_THE EXERCISE_. Would you extract the whole listing below and retype it exactly?

_RAW DATA_.
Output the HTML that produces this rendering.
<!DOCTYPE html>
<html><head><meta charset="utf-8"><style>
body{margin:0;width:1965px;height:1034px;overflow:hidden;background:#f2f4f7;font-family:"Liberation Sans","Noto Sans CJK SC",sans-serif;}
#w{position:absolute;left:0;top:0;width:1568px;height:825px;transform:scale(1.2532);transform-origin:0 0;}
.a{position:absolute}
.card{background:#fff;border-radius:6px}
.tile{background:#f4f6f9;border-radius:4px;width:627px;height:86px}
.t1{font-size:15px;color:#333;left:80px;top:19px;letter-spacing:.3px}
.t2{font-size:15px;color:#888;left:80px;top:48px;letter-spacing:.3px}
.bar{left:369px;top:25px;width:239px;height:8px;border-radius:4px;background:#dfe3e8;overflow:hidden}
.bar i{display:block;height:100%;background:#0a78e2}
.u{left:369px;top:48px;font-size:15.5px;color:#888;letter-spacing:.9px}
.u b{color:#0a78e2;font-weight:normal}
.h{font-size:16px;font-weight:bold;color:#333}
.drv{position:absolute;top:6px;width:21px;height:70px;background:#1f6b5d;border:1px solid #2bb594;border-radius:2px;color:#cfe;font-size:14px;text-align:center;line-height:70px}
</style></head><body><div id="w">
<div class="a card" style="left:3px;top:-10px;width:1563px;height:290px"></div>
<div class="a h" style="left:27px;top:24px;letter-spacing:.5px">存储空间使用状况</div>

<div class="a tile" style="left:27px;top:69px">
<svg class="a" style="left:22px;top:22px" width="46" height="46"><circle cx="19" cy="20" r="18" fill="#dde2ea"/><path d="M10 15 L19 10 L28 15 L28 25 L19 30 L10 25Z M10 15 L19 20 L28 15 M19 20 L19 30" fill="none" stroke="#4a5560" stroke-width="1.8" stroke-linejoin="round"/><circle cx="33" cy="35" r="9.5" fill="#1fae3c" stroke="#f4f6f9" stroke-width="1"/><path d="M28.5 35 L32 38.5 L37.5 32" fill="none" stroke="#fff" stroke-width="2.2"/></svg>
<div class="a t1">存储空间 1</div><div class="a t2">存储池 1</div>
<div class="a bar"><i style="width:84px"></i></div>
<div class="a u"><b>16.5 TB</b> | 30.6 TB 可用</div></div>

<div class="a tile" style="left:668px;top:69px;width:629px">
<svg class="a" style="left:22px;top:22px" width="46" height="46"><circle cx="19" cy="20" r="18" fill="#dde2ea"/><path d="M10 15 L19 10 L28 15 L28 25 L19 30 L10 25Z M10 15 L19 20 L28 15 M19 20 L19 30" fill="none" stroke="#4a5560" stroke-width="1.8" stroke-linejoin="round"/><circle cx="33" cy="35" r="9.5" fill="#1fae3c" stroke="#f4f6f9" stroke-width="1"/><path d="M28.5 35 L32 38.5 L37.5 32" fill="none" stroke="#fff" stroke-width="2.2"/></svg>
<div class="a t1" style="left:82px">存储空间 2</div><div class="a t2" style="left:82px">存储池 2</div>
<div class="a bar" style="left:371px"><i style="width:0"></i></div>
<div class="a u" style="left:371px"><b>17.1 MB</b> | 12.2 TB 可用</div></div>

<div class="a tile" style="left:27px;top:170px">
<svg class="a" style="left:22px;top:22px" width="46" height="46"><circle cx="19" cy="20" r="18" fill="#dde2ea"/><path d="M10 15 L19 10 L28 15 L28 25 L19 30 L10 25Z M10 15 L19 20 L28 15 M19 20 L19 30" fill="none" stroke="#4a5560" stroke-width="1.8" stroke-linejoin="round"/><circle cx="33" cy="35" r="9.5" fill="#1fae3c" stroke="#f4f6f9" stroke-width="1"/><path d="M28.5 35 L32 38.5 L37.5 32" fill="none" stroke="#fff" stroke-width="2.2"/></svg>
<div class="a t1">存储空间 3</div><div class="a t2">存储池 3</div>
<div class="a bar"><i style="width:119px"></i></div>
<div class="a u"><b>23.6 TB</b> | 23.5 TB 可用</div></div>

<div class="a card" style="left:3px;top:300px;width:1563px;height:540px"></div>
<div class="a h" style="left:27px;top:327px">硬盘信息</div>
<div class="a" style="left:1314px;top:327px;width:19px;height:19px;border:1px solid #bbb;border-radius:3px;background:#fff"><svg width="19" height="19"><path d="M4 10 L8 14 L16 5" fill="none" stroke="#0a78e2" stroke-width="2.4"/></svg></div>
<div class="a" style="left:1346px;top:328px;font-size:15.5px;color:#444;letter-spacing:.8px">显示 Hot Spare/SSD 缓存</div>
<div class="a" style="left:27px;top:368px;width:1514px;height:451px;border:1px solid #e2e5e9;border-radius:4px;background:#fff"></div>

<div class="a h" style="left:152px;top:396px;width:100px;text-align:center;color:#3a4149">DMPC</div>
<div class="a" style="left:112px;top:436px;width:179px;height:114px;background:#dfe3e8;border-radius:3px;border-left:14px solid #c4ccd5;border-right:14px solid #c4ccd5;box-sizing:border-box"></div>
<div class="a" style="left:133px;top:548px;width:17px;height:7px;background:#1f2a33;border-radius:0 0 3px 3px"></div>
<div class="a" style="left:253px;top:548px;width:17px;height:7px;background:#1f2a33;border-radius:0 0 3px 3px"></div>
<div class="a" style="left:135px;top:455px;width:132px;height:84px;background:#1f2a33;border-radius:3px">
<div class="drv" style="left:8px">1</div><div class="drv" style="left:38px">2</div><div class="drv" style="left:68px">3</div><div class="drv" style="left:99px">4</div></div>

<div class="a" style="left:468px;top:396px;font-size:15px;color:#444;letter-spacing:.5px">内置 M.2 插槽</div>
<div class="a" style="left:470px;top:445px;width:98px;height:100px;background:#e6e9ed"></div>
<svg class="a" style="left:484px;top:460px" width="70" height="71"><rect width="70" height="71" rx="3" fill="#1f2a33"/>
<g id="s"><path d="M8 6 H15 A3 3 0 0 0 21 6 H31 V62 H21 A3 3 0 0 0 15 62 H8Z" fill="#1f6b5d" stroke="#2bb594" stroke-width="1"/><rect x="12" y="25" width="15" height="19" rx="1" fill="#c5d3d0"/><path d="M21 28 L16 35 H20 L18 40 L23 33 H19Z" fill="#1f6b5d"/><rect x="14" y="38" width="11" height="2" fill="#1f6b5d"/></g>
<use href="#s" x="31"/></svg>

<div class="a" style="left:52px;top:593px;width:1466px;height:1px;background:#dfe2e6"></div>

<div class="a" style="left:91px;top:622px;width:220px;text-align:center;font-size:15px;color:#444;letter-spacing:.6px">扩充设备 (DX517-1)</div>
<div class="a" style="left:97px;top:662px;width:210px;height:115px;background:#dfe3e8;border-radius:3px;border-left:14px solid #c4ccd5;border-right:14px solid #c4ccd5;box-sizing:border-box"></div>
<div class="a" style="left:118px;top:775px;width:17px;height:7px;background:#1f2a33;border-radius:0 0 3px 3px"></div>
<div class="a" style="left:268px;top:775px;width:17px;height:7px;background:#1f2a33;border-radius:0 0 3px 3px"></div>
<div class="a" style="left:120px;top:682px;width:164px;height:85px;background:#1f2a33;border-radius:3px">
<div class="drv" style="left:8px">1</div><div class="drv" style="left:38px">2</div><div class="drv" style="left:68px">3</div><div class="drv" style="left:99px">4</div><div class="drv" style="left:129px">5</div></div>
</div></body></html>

_SOLUTION_.
Output the HTML that produces this rendering.
<!DOCTYPE html>
<html><head><meta charset="utf-8"><style>
body{margin:0;width:1965px;height:1034px;overflow:hidden;background:#f2f4f7;font-family:"Liberation Sans","Noto Sans CJK SC",sans-serif;}
#w{position:absolute;left:0;top:0;width:1568px;height:825px;transform:scale(1.2532);transform-origin:0 0;}
.a{position:absolute}
.card{background:#fff;border-radius:6px}
.tile{background:#f4f6f9;border-radius:4px;width:627px;height:86px}
.t1{font-size:15px;color:#333;left:80px;top:19px;letter-spacing:.3px}
.t2{font-size:15px;color:#888;left:80px;top:48px;letter-spacing:.3px}
.bar{left:369px;top:25px;width:239px;height:8px;border-radius:4px;background:#dfe3e8;overflow:hidden}
.bar i{display:block;height:100%;background:#0a78e2}
.u{left:369px;top:48px;font-size:15.5px;color:#888;letter-spacing:.9px}
.u b{color:#0a78e2;font-weight:normal}
.h{font-size:16px;font-weight:bold;color:#333}
.drv{position:absolute;top:6px;width:21px;height:70px;background:#1f6b5d;border:1px solid #2bb594;border-radius:2px;color:#cfe;font-size:14px;text-align:center;line-height:70px}
</style></head><body><div id="w">
<div class="a card" style="left:3px;top:-10px;width:1563px;height:290px"></div>
<div class="a h" style="left:27px;top:24px;letter-spacing:.5px">存储空间使用状况</div>

<div class="a tile" style="left:27px;top:69px">
<svg class="a" style="left:22px;top:22px" width="46" height="46"><circle cx="19" cy="20" r="18" fill="#dde2ea"/><path d="M10 15 L19 10 L28 15 L28 25 L19 30 L10 25Z M10 15 L19 20 L28 15 M19 20 L19 30" fill="none" stroke="#4a5560" stroke-width="1.8" stroke-linejoin="round"/><circle cx="33" cy="35" r="9.5" fill="#1fae3c" stroke="#f4f6f9" stroke-width="1"/><path d="M28.5 35 L32 38.5 L37.5 32" fill="none" stroke="#fff" stroke-width="2.2"/></svg>
<div class="a t1">存储空间 1</div><div class="a t2">存储池 1</div>
<div class="a bar"><i style="width:84px"></i></div>
<div class="a u"><b>16.5 TB</b> | 30.6 TB 可用</div></div>

<div class="a tile" style="left:668px;top:69px;width:629px">
<svg class="a" style="left:22px;top:22px" width="46" height="46"><circle cx="19" cy="20" r="18" fill="#dde2ea"/><path d="M10 15 L19 10 L28 15 L28 25 L19 30 L10 25Z M10 15 L19 20 L28 15 M19 20 L19 30" fill="none" stroke="#4a5560" stroke-width="1.8" stroke-linejoin="round"/><circle cx="33" cy="35" r="9.5" fill="#1fae3c" stroke="#f4f6f9" stroke-width="1"/><path d="M28.5 35 L32 38.5 L37.5 32" fill="none" stroke="#fff" stroke-width="2.2"/></svg>
<div class="a t1" style="left:82px">存储空间 2</div><div class="a t2" style="left:82px">存储池 2</div>
<div class="a bar" style="left:371px"><i style="width:0"></i></div>
<div class="a u" style="left:371px"><b>17.1 MB</b> | 12.2 TB 可用</div></div>

<div class="a tile" style="left:27px;top:170px">
<svg class="a" style="left:22px;top:22px" width="46" height="46"><circle cx="19" cy="20" r="18" fill="#dde2ea"/><path d="M10 15 L19 10 L28 15 L28 25 L19 30 L10 25Z M10 15 L19 20 L28 15 M19 20 L19 30" fill="none" stroke="#4a5560" stroke-width="1.8" stroke-linejoin="round"/><circle cx="33" cy="35" r="9.5" fill="#1fae3c" stroke="#f4f6f9" stroke-width="1"/><path d="M28.5 35 L32 38.5 L37.5 32" fill="none" stroke="#fff" stroke-width="2.2"/></svg>
<div class="a t1">存储空间 3</div><div class="a t2">存储池 3</div>
<div class="a bar"><i style="width:119px"></i></div>
<div class="a u"><b>23.6 TB</b> | 23.5 TB 可用</div></div>

<div class="a card" style="left:3px;top:300px;width:1563px;height:540px"></div>
<div class="a h" style="left:27px;top:327px">硬盘信息</div>
<div class="a" style="left:1314px;top:327px;width:19px;height:19px;border:1px solid #bbb;border-radius:3px;background:#fff"><svg width="19" height="19"><path d="M4 10 L8 14 L16 5" fill="none" stroke="#0a78e2" stroke-width="2.4"/></svg></div>
<div class="a" style="left:1346px;top:328px;font-size:15.5px;color:#444;letter-spacing:.8px">显示 Hot Spare/SSD 缓存</div>
<div class="a" style="left:27px;top:368px;width:1514px;height:451px;border:1px solid #e2e5e9;border-radius:4px;background:#fff"></div>

<div class="a h" style="left:152px;top:396px;width:100px;text-align:center;color:#3a4149">DMPC</div>
<div class="a" style="left:112px;top:436px;width:179px;height:114px;background:#dfe3e8;border-radius:3px;border-left:14px solid #c4ccd5;border-right:14px solid #c4ccd5;box-sizing:border-box"></div>
<div class="a" style="left:133px;top:548px;width:17px;height:7px;background:#1f2a33;border-radius:0 0 3px 3px"></div>
<div class="a" style="left:253px;top:548px;width:17px;height:7px;background:#1f2a33;border-radius:0 0 3px 3px"></div>
<div class="a" style="left:135px;top:455px;width:132px;height:84px;background:#1f2a33;border-radius:3px">
<div class="drv" style="left:8px">1</div><div class="drv" style="left:38px">2</div><div class="drv" style="left:68px">3</div><div class="drv" style="left:99px">4</div></div>

<div class="a" style="left:468px;top:396px;font-size:15px;color:#444;letter-spacing:.5px">内置 M.2 插槽</div>
<div class="a" style="left:470px;top:445px;width:98px;height:100px;background:#e6e9ed"></div>
<svg class="a" style="left:484px;top:460px" width="70" height="71"><rect width="70" height="71" rx="3" fill="#1f2a33"/>
<g id="s"><path d="M8 6 H15 A3 3 0 0 0 21 6 H31 V62 H21 A3 3 0 0 0 15 62 H8Z" fill="#1f6b5d" stroke="#2bb594" stroke-width="1"/><rect x="12" y="25" width="15" height="19" rx="1" fill="#c5d3d0"/><path d="M21 28 L16 35 H20 L18 40 L23 33 H19Z" fill="#1f6b5d"/><rect x="14" y="38" width="11" height="2" fill="#1f6b5d"/></g>
<use href="#s" x="31"/></svg>

<div class="a" style="left:52px;top:593px;width:1466px;height:1px;background:#dfe2e6"></div>

<div class="a" style="left:91px;top:622px;width:220px;text-align:center;font-size:15px;color:#444;letter-spacing:.6px">扩充设备 (DX517-1)</div>
<div class="a" style="left:97px;top:662px;width:210px;height:115px;background:#dfe3e8;border-radius:3px;border-left:14px solid #c4ccd5;border-right:14px solid #c4ccd5;box-sizing:border-box"></div>
<div class="a" style="left:118px;top:775px;width:17px;height:7px;background:#1f2a33;border-radius:0 0 3px 3px"></div>
<div class="a" style="left:268px;top:775px;width:17px;height:7px;background:#1f2a33;border-radius:0 0 3px 3px"></div>
<div class="a" style="left:120px;top:682px;width:164px;height:85px;background:#1f2a33;border-radius:3px">
<div class="drv" style="left:8px">1</div><div class="drv" style="left:38px">2</div><div class="drv" style="left:68px">3</div><div class="drv" style="left:99px">4</div><div class="drv" style="left:129px">5</div></div>
</div></body></html>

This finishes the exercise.